In the previous post, What is Truth?, we developed the understanding that truth is inherently multi-faceted, and that gaining a full conception of the truth of an entity or topic requires a cohesive understanding of every conceivable perspective of that entity or topic. In light of this, it becomes obvious that even if we do develop such a rich understanding of the truth of a thing, that we may run into an obstacle when it comes to conveying this knowledge to others. And this has been a challenge for the authors of scripture from the beginning: how to convey an eternal spiritual truth in a way that their target audience can readily understand and apply.
Every human has a complexity limit-we can only absorb so much detail before we become overwhelmed or bored with the topic.
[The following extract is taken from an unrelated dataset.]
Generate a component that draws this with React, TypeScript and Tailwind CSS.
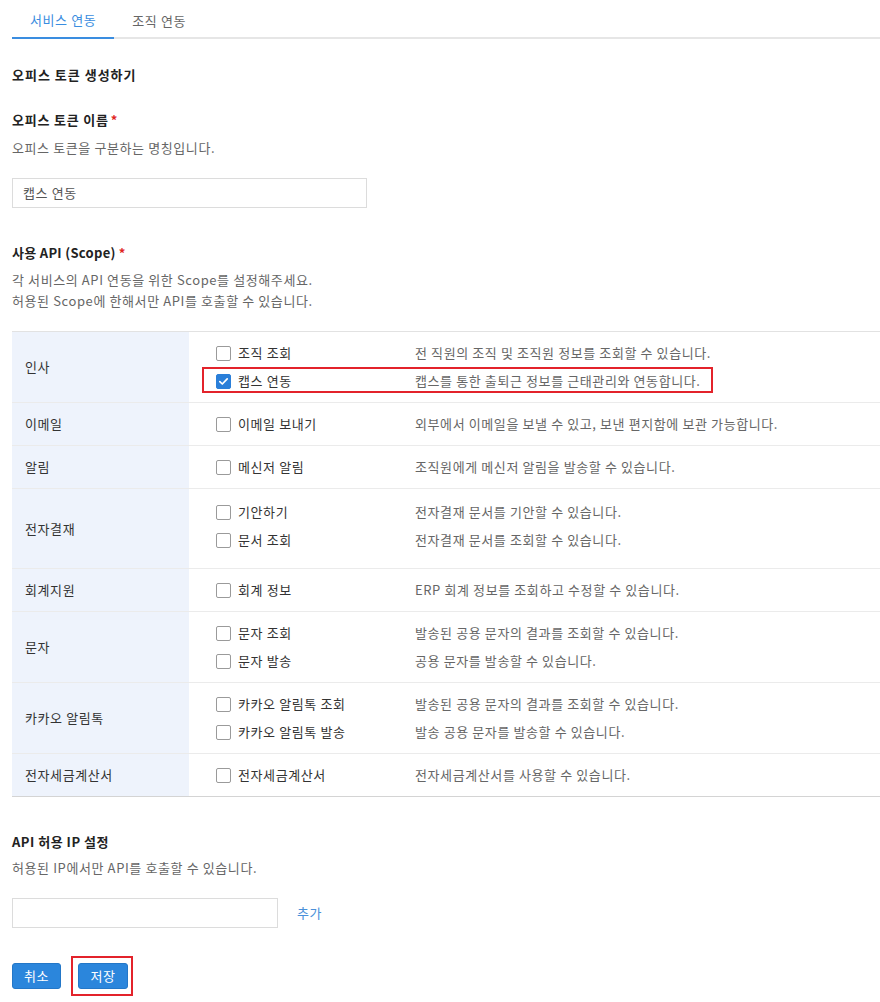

Additionally, every human defaults to their own cultural and occupational framework of reference when first evaluating what someone else has said or written. Understanding these, we can see that both the natural “complexity limit” and cultural and occupational frameworks of of the audience place a constraint on the ability for a speaker or writer to share truth.
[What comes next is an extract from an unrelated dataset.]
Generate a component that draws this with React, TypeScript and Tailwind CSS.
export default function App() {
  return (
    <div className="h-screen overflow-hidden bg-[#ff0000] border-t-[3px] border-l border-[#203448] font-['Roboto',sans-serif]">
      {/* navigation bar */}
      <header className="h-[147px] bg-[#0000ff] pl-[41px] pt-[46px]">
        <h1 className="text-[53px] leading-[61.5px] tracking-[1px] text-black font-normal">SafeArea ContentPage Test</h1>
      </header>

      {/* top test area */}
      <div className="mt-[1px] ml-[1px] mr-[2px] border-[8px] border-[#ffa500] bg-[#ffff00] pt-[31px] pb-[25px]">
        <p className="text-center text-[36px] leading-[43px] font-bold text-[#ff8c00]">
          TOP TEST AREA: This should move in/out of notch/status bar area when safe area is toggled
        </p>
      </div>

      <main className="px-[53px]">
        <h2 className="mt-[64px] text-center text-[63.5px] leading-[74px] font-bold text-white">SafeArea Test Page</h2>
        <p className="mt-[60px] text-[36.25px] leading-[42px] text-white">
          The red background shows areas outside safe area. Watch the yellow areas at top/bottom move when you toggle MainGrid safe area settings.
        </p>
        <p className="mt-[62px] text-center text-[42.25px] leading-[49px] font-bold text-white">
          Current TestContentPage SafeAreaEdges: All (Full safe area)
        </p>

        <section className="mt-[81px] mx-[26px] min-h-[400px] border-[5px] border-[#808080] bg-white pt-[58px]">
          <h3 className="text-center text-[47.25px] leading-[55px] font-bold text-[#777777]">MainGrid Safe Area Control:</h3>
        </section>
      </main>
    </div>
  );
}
For the duration of Biblical History, the vast majority of God’s followers were uneducated peasants living a day-to-day existence in primitive societies and were steeped in the types mystical thoughts and lore common in nearly all early civilizations. This is why much of the Bible is written in a very plain, simplified way, and also why much of it is framed in the context of the culture and lifestyle of the original authors—they were writing within the constraints of their time and place in history.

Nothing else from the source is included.